IAS 21, titled “The Effects of Changes in Foreign Exchange Rates,” is a significant accounting standard that provides guidance on how to account for foreign currency transactions and foreign operations in the financial statements. Here’s a detailed explanation tailored for accounting and finance professionals:

  1. Objective of IAS 21: The primary goal of IAS 21 is to establish how to include foreign currency transactions and foreign operations in the financial statements of an entity. It also provides guidance on how to translate financial statements into a presentation currency.


  1. Key Definitions:

Foreign Currency Transaction: A transaction that is denominated or requires settlement in a foreign currency.

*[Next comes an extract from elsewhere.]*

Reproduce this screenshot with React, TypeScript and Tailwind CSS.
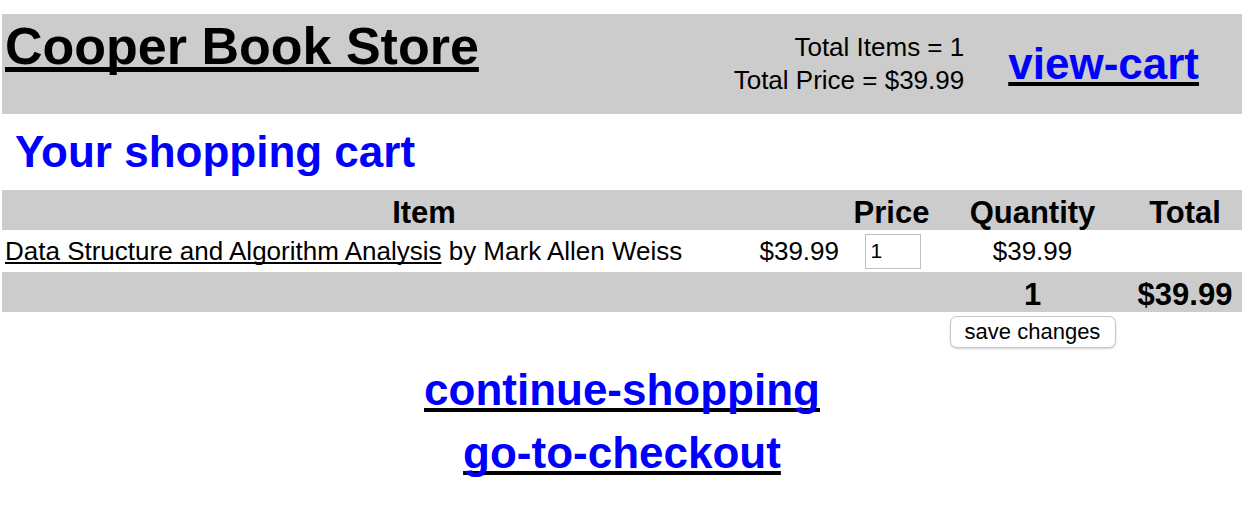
import React from "react";

const cols = "grid w-[1240px] grid-cols-[742px_102px_91px_191px_114px]";
const ul = "underline decoration-black [text-decoration-skip-ink:none]";

export default function App() {
  return (
    <div className="w-[1254px] h-[528px] bg-white text-black font-['Liberation_Sans',Arial,sans-serif]">
      <div className="pt-[14px] px-[2px]">
        <div className="w-[1240px] h-[100px] bg-[#cccccc] flex justify-between">
          <h1 className="text-[52px] font-bold leading-[60px] pl-[3px] pt-[2px]">
            <a href="#" className={ul}>Cooper Book Store</a>
          </h1>
          <div className="flex items-start pr-[43px]">
            <div className="text-right text-[26px] leading-[33px] pt-[17px]">
              <div>Total Items = 1</div>
              <div>Total Price = $39.99</div>
            </div>
            <a
              href="#"
              className={`ml-[44px] mt-[25px] text-[44px] leading-[50px] font-bold text-[#0000ff] ${ul}`}
            >
              view-cart
            </a>
          </div>
        </div>
      </div>

      <h2 className="mt-[13px] pl-[15px] text-[44px] leading-[50px] font-bold text-[#0000ff]">
        Your shopping cart
      </h2>

      <div className="mt-[13px] px-[2px]">
        <div className={`${cols} h-[40px] items-center bg-[#cccccc] text-[31px] font-bold pb-[6px]`}>
          <div className="col-span-2 text-center">Item</div>
          <div className="text-center">Price</div>
          <div className="text-center">Quantity</div>
          <div className="text-center">Total</div>
        </div>
        <div className={`${cols} h-[42px] items-center text-[26px]`}>
          <div className="pl-[3px] whitespace-nowrap">
            <a href="#" className={ul}>
              Data Structure and Algorithm Analysis
            </a>{" "}
            by Mark Allen Weiss
          </div>
          <div className="text-right pr-[7px]">$39.99</div>
          <div className="flex justify-center pl-[2px]">
            <input
              defaultValue="1"
              className="w-[56px] h-[35px] border border-[#c0c0c0] px-[5px] text-[21px] bg-white outline-none"
            />
          </div>
          <div className="text-center">$39.99</div>
          <div></div>
        </div>
        <div className={`${cols} h-[40px] items-center bg-[#cccccc] text-[31px] font-bold pb-[8px]`}>
          <div></div>
          <div></div>
          <div></div>
          <div className="text-center">1</div>
          <div className="text-center">$39.99</div>
        </div>
        <div className={`${cols} pt-[4px]`}>
          <div></div>
          <div></div>
          <div></div>
          <div className="flex justify-center">
            <button className="w-[166px] h-[32px] rounded-[7px] border border-[#c8c8c8] bg-white text-[22px] leading-[30px] shadow-[0_1px_2px_rgba(0,0,0,0.18)]">
              save changes
            </button>
          </div>
          <div></div>
        </div>
      </div>

      <div className="mt-[10px] w-[1244px] flex flex-col items-center text-[44px] leading-[63px] font-bold">
        <a href="#" className={`text-[#0000ff] ${ul}`}>continue-shopping</a>
        <a href="#" className={`text-[#0000ff] ${ul}`}>go-to-checkout</a>
      </div>
    </div>
  );
}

Functional Currency: The currency of the primary economic environment in which the entity operates.

Presentation Currency: The currency in which the financial statements are presented.

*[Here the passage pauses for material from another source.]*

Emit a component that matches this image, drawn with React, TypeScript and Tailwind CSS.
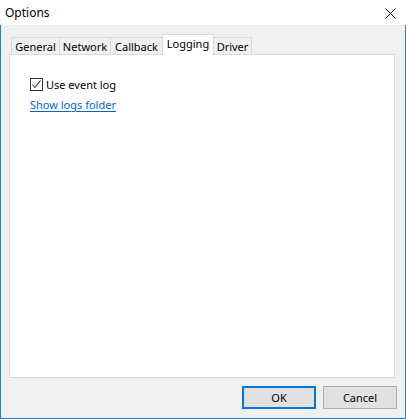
import React from 'react';

const tabs = [
    { label: 'General', w: 'w-[49px]' },
    { label: 'Network', w: 'w-[52px]' },
    { label: 'Callback', w: 'w-[53px]' },
    { label: 'Logging', w: 'w-[52px]', active: true },
    { label: 'Driver', w: 'w-[39px]' },
];

function App() {
    return (
        <div className="w-[406px] h-[419px] flex flex-col bg-white text-[11px] leading-[15px] text-black" style={{ fontFamily: '"Noto Sans", "Liberation Sans", sans-serif' }}>
            {/* title bar */}
            <div className="h-[25px] flex items-center justify-between pl-[5px] pr-[10px] bg-white">
                <span className="text-[12px]">Options</span>
                <svg width="11" height="11" viewBox="0 0 11 11" className="mt-[1px]">
                    <path d="M0.5 0.5 L10.5 10.5 M10.5 0.5 L0.5 10.5" stroke="#000" strokeWidth="1" />
                </svg>
            </div>

            {/* client area */}
            <div className="flex-1 flex flex-col bg-[#f0f0f0] border-x border-b border-[#1883d7] pl-[8px] pr-[10px] pt-[9px]">
                {/* tabs */}
                <div className="flex items-end pl-[2px] h-[21px]">
                    {tabs.map((t) =>
                        t.active ? (
                            <div
                                key={t.label}
                                className={`${t.w} h-[21px] -ml-px relative z-10 bg-white border-x border-t border-[#d9d9d9] flex items-start justify-center pt-[1px]`}
                            >
                                {t.label}
                            </div>
                        ) : (
                            <div
                                key={t.label}
                                className={`${t.w} h-[18px] -ml-px first:ml-0 bg-[#f0f0f0] border-x border-t border-[#d9d9d9] flex items-center justify-center`}
                            >
                                {t.label}
                            </div>
                        )
                    )}
                </div>

                {/* panel */}
                <div className="flex-1 -mt-px bg-white border border-[#d9d9d9] pl-[20px] pt-[23px] flex flex-col">
                    <label className="flex items-center h-[13px]">
                        <span className="w-[13px] h-[13px] border border-[#333] bg-white flex items-center justify-center">
                            <svg width="11" height="11" viewBox="0 0 11 11">
                                <path d="M1.5 5.5 L4 8.5 L9.5 1.5" fill="none" stroke="#333" strokeWidth="1.1" />
                            </svg>
                        </span>
                        <span className="ml-[3px]">Use event log</span>
                    </label>
                    <a href="#" className="mt-[6px] text-[#0066cc] underline underline-offset-2 self-start">
                        Show logs folder
                    </a>
                </div>

                {/* buttons */}
                <div className="flex justify-end gap-[7px] mt-[8px] mb-[9px]">
                    <button className="w-[74px] h-[23px] bg-[#e1e1e1] border-2 border-[#0078d7] flex items-center justify-center">
                        OK
                    </button>
                    <button className="w-[74px] h-[23px] bg-[#e1e1e1] border border-[#adadad] flex items-center justify-center -mr-[2px]">
                        Cancel
                    </button>
                </div>
            </div>
        </div>
    );
}

export default App;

  1. Recording Foreign Currency Transactions: Initial recognition of foreign currency transactions should be at the spot exchange rate (the exchange rate at the date of the transaction). Subsequent measurement depends on whether the item is monetary or non-monetary:

Monetary Items: These include cash, receivables, and payables. They must be translated using the closing rate at each reporting date.

Non-Monetary Items: These are not retranslated. They remain at the historical rate (the rate at the date of the transaction).


  1. Exchange Differences: Resulting from the settlement of monetary items or the retranslation of an entity’s monetary items at rates different from those at which they were initially recorded. These differences must be recognized in profit or loss in the period in which they arise.


  1. Translation of Foreign Operations: When an entity has foreign operations, such as foreign subsidiaries, the financial statements of these foreign operations must be translated into the entity’s presentation currency. The process involves:

Assets and Liabilities: Translated at the closing rate.

Income and Expenses: Translated at the exchange rates at the dates of the transactions (or an average rate).

Exchange Differences: Recognized in other comprehensive income and accumulated in a separate component of equity (translation reserve) until the disposal of the foreign operation.


  1. Use of a Presentation Currency Other than the Functional Currency: If the presentation currency differs from the functional currency, the entity needs to translate its results and financial position into the presentation currency. The same principles apply as for translating a foreign operation.


  1. Disclosures: IAS 21 requires disclosures that enable users of the financial statements to evaluate the effects of foreign exchange rates on the entity’s financial position and performance.


For accounting and finance professionals, understanding IAS 21 is crucial for accurate financial reporting, especially for businesses operating in multiple currencies. It ensures consistency and comparability of financial statements across different entities operating in various economic environments.